▶ What is being asked: Images are not part of the copy; write out the rest of the data exactly as given.

▶ Dataset extract:
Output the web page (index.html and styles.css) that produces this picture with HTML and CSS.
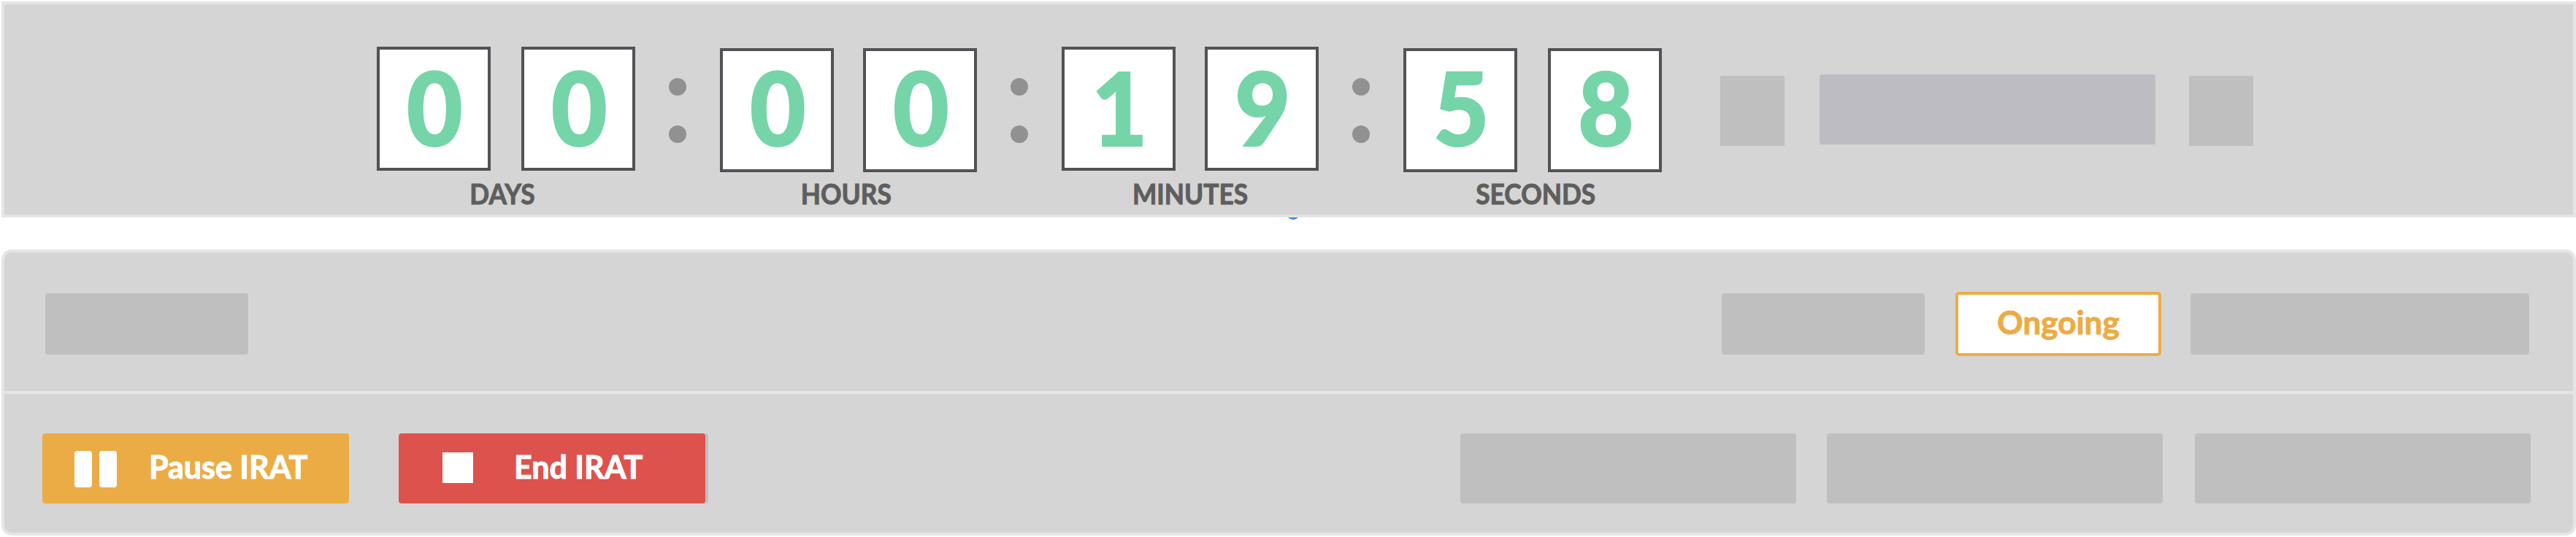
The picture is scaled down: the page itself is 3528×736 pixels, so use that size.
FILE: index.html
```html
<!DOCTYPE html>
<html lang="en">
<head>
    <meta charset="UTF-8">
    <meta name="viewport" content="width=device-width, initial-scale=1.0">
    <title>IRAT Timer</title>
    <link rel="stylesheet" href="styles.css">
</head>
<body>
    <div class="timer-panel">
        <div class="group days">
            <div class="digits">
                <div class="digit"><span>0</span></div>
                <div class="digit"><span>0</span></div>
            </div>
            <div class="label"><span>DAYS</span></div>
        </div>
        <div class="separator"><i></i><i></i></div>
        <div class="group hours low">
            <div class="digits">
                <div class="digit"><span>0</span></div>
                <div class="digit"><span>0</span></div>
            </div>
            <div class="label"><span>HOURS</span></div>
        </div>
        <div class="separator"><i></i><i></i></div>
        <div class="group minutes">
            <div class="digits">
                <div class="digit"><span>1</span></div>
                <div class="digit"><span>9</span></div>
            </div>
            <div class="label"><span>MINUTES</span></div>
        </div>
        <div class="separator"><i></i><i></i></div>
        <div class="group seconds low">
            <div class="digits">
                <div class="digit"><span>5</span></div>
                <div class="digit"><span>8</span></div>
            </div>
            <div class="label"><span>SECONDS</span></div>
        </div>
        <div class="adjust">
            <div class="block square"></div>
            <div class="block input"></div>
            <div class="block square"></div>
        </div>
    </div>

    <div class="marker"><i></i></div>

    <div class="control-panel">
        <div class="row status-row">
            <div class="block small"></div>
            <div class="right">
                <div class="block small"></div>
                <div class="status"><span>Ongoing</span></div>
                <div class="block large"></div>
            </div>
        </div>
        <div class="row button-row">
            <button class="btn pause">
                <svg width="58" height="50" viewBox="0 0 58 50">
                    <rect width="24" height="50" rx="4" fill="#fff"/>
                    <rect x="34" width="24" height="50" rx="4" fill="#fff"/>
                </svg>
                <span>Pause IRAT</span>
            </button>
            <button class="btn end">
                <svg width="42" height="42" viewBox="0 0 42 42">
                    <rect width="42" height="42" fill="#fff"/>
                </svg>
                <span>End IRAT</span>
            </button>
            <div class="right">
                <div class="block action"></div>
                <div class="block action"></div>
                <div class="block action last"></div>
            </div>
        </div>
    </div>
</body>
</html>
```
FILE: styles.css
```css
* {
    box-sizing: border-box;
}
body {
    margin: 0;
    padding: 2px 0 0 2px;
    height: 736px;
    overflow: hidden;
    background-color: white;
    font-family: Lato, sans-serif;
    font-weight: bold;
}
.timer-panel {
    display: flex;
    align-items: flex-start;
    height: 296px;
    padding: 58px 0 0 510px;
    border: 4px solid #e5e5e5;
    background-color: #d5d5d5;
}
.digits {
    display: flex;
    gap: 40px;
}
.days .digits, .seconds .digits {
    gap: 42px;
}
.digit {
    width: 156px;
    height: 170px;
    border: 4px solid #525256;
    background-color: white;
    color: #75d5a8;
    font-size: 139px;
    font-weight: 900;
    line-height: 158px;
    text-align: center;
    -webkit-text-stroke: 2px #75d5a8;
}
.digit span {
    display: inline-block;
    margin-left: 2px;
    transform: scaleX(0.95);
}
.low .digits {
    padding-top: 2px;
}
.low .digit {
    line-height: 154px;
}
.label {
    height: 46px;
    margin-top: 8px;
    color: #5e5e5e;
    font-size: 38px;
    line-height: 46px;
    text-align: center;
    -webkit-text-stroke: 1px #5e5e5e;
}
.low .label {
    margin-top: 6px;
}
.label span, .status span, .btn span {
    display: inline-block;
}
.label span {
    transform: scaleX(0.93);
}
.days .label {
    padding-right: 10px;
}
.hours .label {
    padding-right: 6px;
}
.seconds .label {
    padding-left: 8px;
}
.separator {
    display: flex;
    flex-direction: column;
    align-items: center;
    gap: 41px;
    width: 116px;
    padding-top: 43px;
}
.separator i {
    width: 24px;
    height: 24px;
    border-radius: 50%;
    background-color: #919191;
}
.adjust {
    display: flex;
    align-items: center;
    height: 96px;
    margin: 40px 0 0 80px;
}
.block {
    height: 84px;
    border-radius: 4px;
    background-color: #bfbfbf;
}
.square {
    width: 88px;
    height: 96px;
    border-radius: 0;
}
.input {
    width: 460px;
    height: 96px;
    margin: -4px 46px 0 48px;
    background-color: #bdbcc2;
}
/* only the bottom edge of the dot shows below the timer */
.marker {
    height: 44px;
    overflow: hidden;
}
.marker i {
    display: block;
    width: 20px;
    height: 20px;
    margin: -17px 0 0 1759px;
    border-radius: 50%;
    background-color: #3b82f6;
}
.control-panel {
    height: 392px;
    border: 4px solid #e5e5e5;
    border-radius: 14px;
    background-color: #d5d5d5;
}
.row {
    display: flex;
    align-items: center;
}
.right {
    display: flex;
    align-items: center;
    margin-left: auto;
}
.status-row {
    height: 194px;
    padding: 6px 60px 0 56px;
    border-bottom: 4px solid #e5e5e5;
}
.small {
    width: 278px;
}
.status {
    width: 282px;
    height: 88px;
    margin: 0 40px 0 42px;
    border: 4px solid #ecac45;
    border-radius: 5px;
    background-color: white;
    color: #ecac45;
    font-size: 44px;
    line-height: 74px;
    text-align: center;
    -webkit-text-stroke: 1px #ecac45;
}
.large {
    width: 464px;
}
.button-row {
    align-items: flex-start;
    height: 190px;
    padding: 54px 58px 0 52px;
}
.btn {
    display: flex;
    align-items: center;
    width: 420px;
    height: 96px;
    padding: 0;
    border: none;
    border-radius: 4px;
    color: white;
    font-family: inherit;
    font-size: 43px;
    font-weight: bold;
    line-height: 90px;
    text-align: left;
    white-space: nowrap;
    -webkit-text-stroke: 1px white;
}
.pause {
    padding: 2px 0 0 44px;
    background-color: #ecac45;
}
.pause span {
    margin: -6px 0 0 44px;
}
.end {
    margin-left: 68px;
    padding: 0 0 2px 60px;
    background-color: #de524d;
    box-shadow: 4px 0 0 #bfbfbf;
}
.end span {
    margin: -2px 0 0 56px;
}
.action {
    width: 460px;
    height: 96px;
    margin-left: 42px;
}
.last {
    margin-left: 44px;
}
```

▶ Correct output:
Output the web page (index.html and styles.css) that produces this picture with HTML and CSS.
The picture is scaled down: the page itself is 3528×736 pixels, so use that size.
FILE: index.html
```html
<!DOCTYPE html>
<html lang="en">
<head>
    <meta charset="UTF-8">
    <meta name="viewport" content="width=device-width, initial-scale=1.0">
    <title>IRAT Timer</title>
    <link rel="stylesheet" href="styles.css">
</head>
<body>
    <div class="timer-panel">
        <div class="group days">
            <div class="digits">
                <div class="digit"><span>0</span></div>
                <div class="digit"><span>0</span></div>
            </div>
            <div class="label"><span>DAYS</span></div>
        </div>
        <div class="separator"><i></i><i></i></div>
        <div class="group hours low">
            <div class="digits">
                <div class="digit"><span>0</span></div>
                <div class="digit"><span>0</span></div>
            </div>
            <div class="label"><span>HOURS</span></div>
        </div>
        <div class="separator"><i></i><i></i></div>
        <div class="group minutes">
            <div class="digits">
                <div class="digit"><span>1</span></div>
                <div class="digit"><span>9</span></div>
            </div>
            <div class="label"><span>MINUTES</span></div>
        </div>
        <div class="separator"><i></i><i></i></div>
        <div class="group seconds low">
            <div class="digits">
                <div class="digit"><span>5</span></div>
                <div class="digit"><span>8</span></div>
            </div>
            <div class="label"><span>SECONDS</span></div>
        </div>
        <div class="adjust">
            <div class="block square"></div>
            <div class="block input"></div>
            <div class="block square"></div>
        </div>
    </div>

    <div class="marker"><i></i></div>

    <div class="control-panel">
        <div class="row status-row">
            <div class="block small"></div>
            <div class="right">
                <div class="block small"></div>
                <div class="status"><span>Ongoing</span></div>
                <div class="block large"></div>
            </div>
        </div>
        <div class="row button-row">
            <button class="btn pause">
                <svg width="58" height="50" viewBox="0 0 58 50">
                    <rect width="24" height="50" rx="4" fill="#fff"/>
                    <rect x="34" width="24" height="50" rx="4" fill="#fff"/>
                </svg>
                <span>Pause IRAT</span>
            </button>
            <button class="btn end">
                <svg width="42" height="42" viewBox="0 0 42 42">
                    <rect width="42" height="42" fill="#fff"/>
                </svg>
                <span>End IRAT</span>
            </button>
            <div class="right">
                <div class="block action"></div>
                <div class="block action"></div>
                <div class="block action last"></div>
            </div>
        </div>
    </div>
</body>
</html>
```
FILE: styles.css
```css
* {
    box-sizing: border-box;
}
body {
    margin: 0;
    padding: 2px 0 0 2px;
    height: 736px;
    overflow: hidden;
    background-color: white;
    font-family: Lato, sans-serif;
    font-weight: bold;
}
.timer-panel {
    display: flex;
    align-items: flex-start;
    height: 296px;
    padding: 58px 0 0 510px;
    border: 4px solid #e5e5e5;
    background-color: #d5d5d5;
}
.digits {
    display: flex;
    gap: 40px;
}
.days .digits, .seconds .digits {
    gap: 42px;
}
.digit {
    width: 156px;
    height: 170px;
    border: 4px solid #525256;
    background-color: white;
    color: #75d5a8;
    font-size: 139px;
    font-weight: 900;
    line-height: 158px;
    text-align: center;
    -webkit-text-stroke: 2px #75d5a8;
}
.digit span {
    display: inline-block;
    margin-left: 2px;
    transform: scaleX(0.95);
}
.low .digits {
    padding-top: 2px;
}
.low .digit {
    line-height: 154px;
}
.label {
    height: 46px;
    margin-top: 8px;
    color: #5e5e5e;
    font-size: 38px;
    line-height: 46px;
    text-align: center;
    -webkit-text-stroke: 1px #5e5e5e;
}
.low .label {
    margin-top: 6px;
}
.label span, .status span, .btn span {
    display: inline-block;
}
.label span {
    transform: scaleX(0.93);
}
.days .label {
    padding-right: 10px;
}
.hours .label {
    padding-right: 6px;
}
.seconds .label {
    padding-left: 8px;
}
.separator {
    display: flex;
    flex-direction: column;
    align-items: center;
    gap: 41px;
    width: 116px;
    padding-top: 43px;
}
.separator i {
    width: 24px;
    height: 24px;
    border-radius: 50%;
    background-color: #919191;
}
.adjust {
    display: flex;
    align-items: center;
    height: 96px;
    margin: 40px 0 0 80px;
}
.block {
    height: 84px;
    border-radius: 4px;
    background-color: #bfbfbf;
}
.square {
    width: 88px;
    height: 96px;
    border-radius: 0;
}
.input {
    width: 460px;
    height: 96px;
    margin: -4px 46px 0 48px;
    background-color: #bdbcc2;
}
/* only the bottom edge of the dot shows below the timer */
.marker {
    height: 44px;
    overflow: hidden;
}
.marker i {
    display: block;
    width: 20px;
    height: 20px;
    margin: -17px 0 0 1759px;
    border-radius: 50%;
    background-color: #3b82f6;
}
.control-panel {
    height: 392px;
    border: 4px solid #e5e5e5;
    border-radius: 14px;
    background-color: #d5d5d5;
}
.row {
    display: flex;
    align-items: center;
}
.right {
    display: flex;
    align-items: center;
    margin-left: auto;
}
.status-row {
    height: 194px;
    padding: 6px 60px 0 56px;
    border-bottom: 4px solid #e5e5e5;
}
.small {
    width: 278px;
}
.status {
    width: 282px;
    height: 88px;
    margin: 0 40px 0 42px;
    border: 4px solid #ecac45;
    border-radius: 5px;
    background-color: white;
    color: #ecac45;
    font-size: 44px;
    line-height: 74px;
    text-align: center;
    -webkit-text-stroke: 1px #ecac45;
}
.large {
    width: 464px;
}
.button-row {
    align-items: flex-start;
    height: 190px;
    padding: 54px 58px 0 52px;
}
.btn {
    display: flex;
    align-items: center;
    width: 420px;
    height: 96px;
    padding: 0;
    border: none;
    border-radius: 4px;
    color: white;
    font-family: inherit;
    font-size: 43px;
    font-weight: bold;
    line-height: 90px;
    text-align: left;
    white-space: nowrap;
    -webkit-text-stroke: 1px white;
}
.pause {
    padding: 2px 0 0 44px;
    background-color: #ecac45;
}
.pause span {
    margin: -6px 0 0 44px;
}
.end {
    margin-left: 68px;
    padding: 0 0 2px 60px;
    background-color: #de524d;
    box-shadow: 4px 0 0 #bfbfbf;
}
.end span {
    margin: -2px 0 0 56px;
}
.action {
    width: 460px;
    height: 96px;
    margin-left: 42px;
}
.last {
    margin-left: 44px;
}
```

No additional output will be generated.